If so, I want yojimbo, omnioutliner, and some kind of … hmm. Would an app like QuickSilver be useful on a device like this?
And, of course, terminal. Gotta be able to, uh, SSH into my iPhone. And a NO-IP client, so I can.. uh.. remote manage my iPhone. Or something.
Does it have a straight-up hard drive mode? But again, that would imply a lot. Folders? If so, how to navigate them? A Finder-like interface on the device? Right now if I store something on an iPod, I can’t do anything with it until/unless I plug into another computer.
GPS – I don’t think the device has GPS, but they talked about it being ‘location-aware’. So I think that the technology they’re referring to is probably based on triangulation based on cell phone towers. I also wonder *where* this calculation happens; does the device do it by itself? (eg is each of the towers sending out its Lat/Lon coordinates?) Somehow I doubt it. More likely, the phone has to ask the network, “Hey!
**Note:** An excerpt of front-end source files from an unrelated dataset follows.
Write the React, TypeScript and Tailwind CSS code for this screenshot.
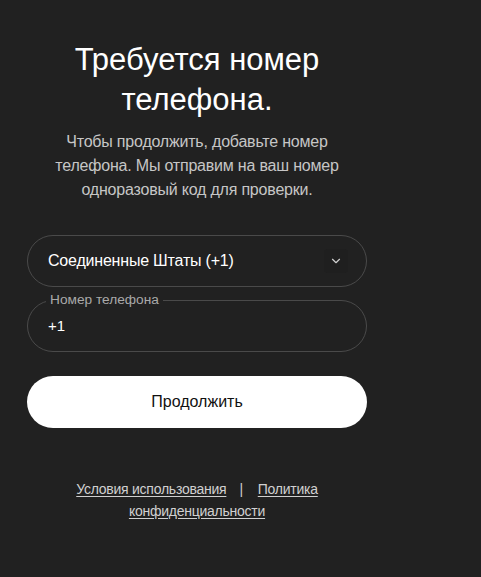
import { ChevronDown } from "lucide-react";

const App = () => {
  return (
    <div
      className="min-h-[577px] w-full bg-[#212121] text-white"
      style={{ fontFamily: '"Liberation Sans", Arial, sans-serif' }}
    >
      <div className="flex w-[340px] flex-col items-center pt-[40px] ml-[27px]">
        <h1 className="text-center text-[31px] leading-[40px] font-normal">
          Требуется номер
          <br />
          телефона.
        </h1>
        <p className="mt-[10px] text-center text-[16px] leading-[24px] text-[#c6c6c6] tracking-[-0.2px]">
          Чтобы продолжить, добавьте номер
          <br />
          телефона. Мы отправим на ваш номер
          <br />
          одноразовый код для проверки.
        </p>

        <div className="mt-[33px] flex h-[52px] w-full items-center justify-between rounded-full border border-[#4a4a4a] pl-[20px] pr-[18px]">
          <span className="text-[16px] tracking-[-0.2px]">Соединенные Штаты (+1)</span>
          <span className="flex h-[24px] w-[24px] items-center justify-center rounded-[4px] bg-[#1f1f1f]">
            <ChevronDown size={14} strokeWidth={2} className="text-[#cfcfcf]" />
          </span>
        </div>

        <div className="relative mt-[13px] flex h-[52px] w-full items-center rounded-full border border-[#4a4a4a] pl-[20px]">
          <span className="absolute -top-[9px] left-[18px] bg-[#212121] px-[4px] text-[13.7px] leading-[16px] text-[#a9a9a9]">
            Номер телефона
          </span>
          <span className="text-[15px]">+1</span>
        </div>

        <button className="mt-[24px] flex h-[52px] w-full items-center justify-center rounded-full bg-white text-[16px] text-[#111]">
          Продолжить
        </button>

        <div className="mt-[50px] text-center text-[14px] leading-[22px] text-[#d0d0d0] tracking-[-0.25px]">
          <a className="underline underline-offset-2">Условия использования</a>
          <span className="ml-[13px] mr-[15px]">|</span>
          <a className="underline underline-offset-2">Политика</a>
          <br />
          <a className="underline underline-offset-2">конфиденциальности</a>
        </div>
      </div>
    </div>
  );
};

export default App;
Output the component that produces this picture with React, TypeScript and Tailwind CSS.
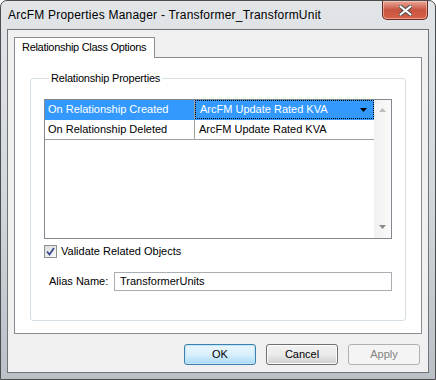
import React from 'react';

const font = "font-['Liberation_Sans',Arial,sans-serif]";

const CloseButton: React.FC = () => (
  <div className="absolute top-0 right-[7px] w-[46px] h-[19px] rounded-b-[5px] border border-t-0 border-[#6b2a22] bg-gradient-to-b from-[#e9a99c] via-[#c8533f] to-[#d7624b] flex items-center justify-center shadow-[inset_0_0_0_1px_rgba(255,220,210,0.5)]">
    <svg width="13" height="11" viewBox="0 0 13 11">
      <path d="M1.5 1.5 L11.5 9.5 M11.5 1.5 L1.5 9.5" stroke="#4a4a4a" strokeWidth="4" strokeLinecap="round" />
      <path d="M1.5 1.5 L11.5 9.5 M11.5 1.5 L1.5 9.5" stroke="#ffffff" strokeWidth="2.2" strokeLinecap="round" />
    </svg>
  </div>
);

const Checkbox: React.FC = () => (
  <div className="w-[13px] h-[13px] border border-[#8e8f8f] bg-gradient-to-br from-[#dcdcdc] to-[#fbfbfb] flex items-center justify-center">
    <svg width="9" height="9" viewBox="0 0 9 9">
      <path d="M1 4.5 L3.5 7.5 L8 1" fill="none" stroke="#3a4a8e" strokeWidth="1.8" />
    </svg>
  </div>
);

const GridRow: React.FC<{ event: string; handler: string; selected?: boolean }> = ({ event, handler, selected }) => (
  <div className={`flex h-[20px] border-b ${selected ? 'bg-[#3399ff] text-white border-[#3399ff]' : 'bg-white text-black border-[#a0a0a0]'}`}>
    <div className="w-[150px] border-r border-[#a0a0a0] pl-[3px] flex items-center">{event}</div>
    <div className={`flex-1 flex items-center pl-[4px] pr-[6px] ${selected ? 'border border-dotted border-black' : ''}`}>
      <span className="flex-1">{handler}</span>
      {selected && (
        <svg width="7" height="4" viewBox="0 0 7 4">
          <path d="M0 0 H7 L3.5 4 Z" fill="#000" />
        </svg>
      )}
    </div>
  </div>
);

const Button: React.FC<{ label: string; variant: 'default' | 'normal' | 'disabled' }> = ({ label, variant }) => {
  const styles = {
    default: 'border-[#3c7fb1] bg-gradient-to-b from-[#eaf6fd] via-[#d9f0fc] to-[#a7d9f5] text-black shadow-[inset_0_0_0_1px_#c4e5f6]',
    normal: 'border-[#707070] bg-gradient-to-b from-[#f2f2f2] via-[#ebebeb] to-[#cfcfcf] text-black shadow-[inset_0_0_0_1px_#fcfcfc]',
    disabled: 'border-[#adb2b5] bg-[#f4f4f4] text-[#838383]',
  }[variant];
  return (
    <div className={`w-[72px] h-[21px] rounded-[3px] border flex items-center justify-center ${styles}`}>
      {label}
    </div>
  );
};

export default function App() {
  return (
    <div className={`w-[436px] h-[380px] bg-white ${font} text-[11px] leading-[13px]`}>
      <div className="relative w-full h-full rounded-t-[7px] border border-[#4d4d4d] bg-gradient-to-b from-[#e2e5e8] via-[#d3d8dd] to-[#b9c0c7] flex flex-col">
        <div className="h-[28px] pl-[7px] flex items-center text-[12px] tracking-[0.22px] text-black">
          ArcFM Properties Manager - Transformer_TransformUnit
        </div>
        <CloseButton />

        <div className="mx-[6px] mb-[6px] flex-1 border border-[#6f7479] bg-[#f0f0f0] flex flex-col pt-[7px] px-[6px]">
          <div className="w-[141px] h-[21px] -mb-px relative z-10 border border-b-0 border-[#898c95] bg-white flex items-center pl-[7px] pb-[1px] tracking-[-0.3px]">
            Relationship Class Options
          </div>
          <div className="h-[277px] border border-[#898c95] bg-white px-[15px]">
            <fieldset className="mt-[14px] h-[249px] border border-[#d5dfe5] rounded-[3px] px-[13px]">
              <legend className="ml-[5px] px-[2px] text-black tracking-[-0.2px]">Relationship Properties</legend>
              <div className="mt-[14px] h-[140px] border border-[#828790] bg-white flex">
                <div className="flex-1">
                  <GridRow event="On Relationship Created" handler="ArcFM Update Rated KVA" selected />
                  <GridRow event="On Relationship Deleted" handler="ArcFM Update Rated KVA" />
                </div>
                <div className="w-[17px] bg-gradient-to-r from-[#f1f1f1] to-[#fafafa] flex flex-col items-center justify-between pt-[8px] pb-[9px]">
                  <svg width="7" height="4" viewBox="0 0 7 4">
                    <path d="M0 4 H7 L3.5 0 Z" fill="#bcbcbc" />
                  </svg>
                  <svg width="7" height="4" viewBox="0 0 7 4">
                    <path d="M0 0 H7 L3.5 4 Z" fill="#8a8a8a" />
                  </svg>
                </div>
              </div>
              <div className="mt-[6px] flex items-center gap-[4px]">
                <Checkbox />
                <span>Validate Related Objects</span>
              </div>
              <div className="mt-[14px] flex items-center">
                <span className="w-[70px] pl-[5px]">Alias Name:</span>
                <div className="flex-1 h-[19px] border border-[#abadb3] bg-white flex items-center pl-[5px]">
                  TransformerUnits
                </div>
              </div>
            </fieldset>
          </div>
          <div className="mt-[10px] flex justify-end gap-[10px] pr-[2px]">
            <Button label="OK" variant="default" />
            <Button label="Cancel" variant="normal" />
            <Button label="Apply" variant="disabled" />
          </div>
        </div>
      </div>
    </div>
  );
}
Where am I now?!?” and multiple towers have to provide signal strength / vector information to be calculated as a service, somewhere else. This, of course, means that they always know where you are, whoever they are.
Sensors – The iPhone has a sensor to determine whether you’re in ‘portrait’ or ‘landscape’ mode. Okay, what about when it’s on a flat surface like a table? There is also a sensor which ‘knows’ that you’ve got the phone up to your ear, which dims the display and prevents accidental ‘ear touches’ from doing things you don’t want.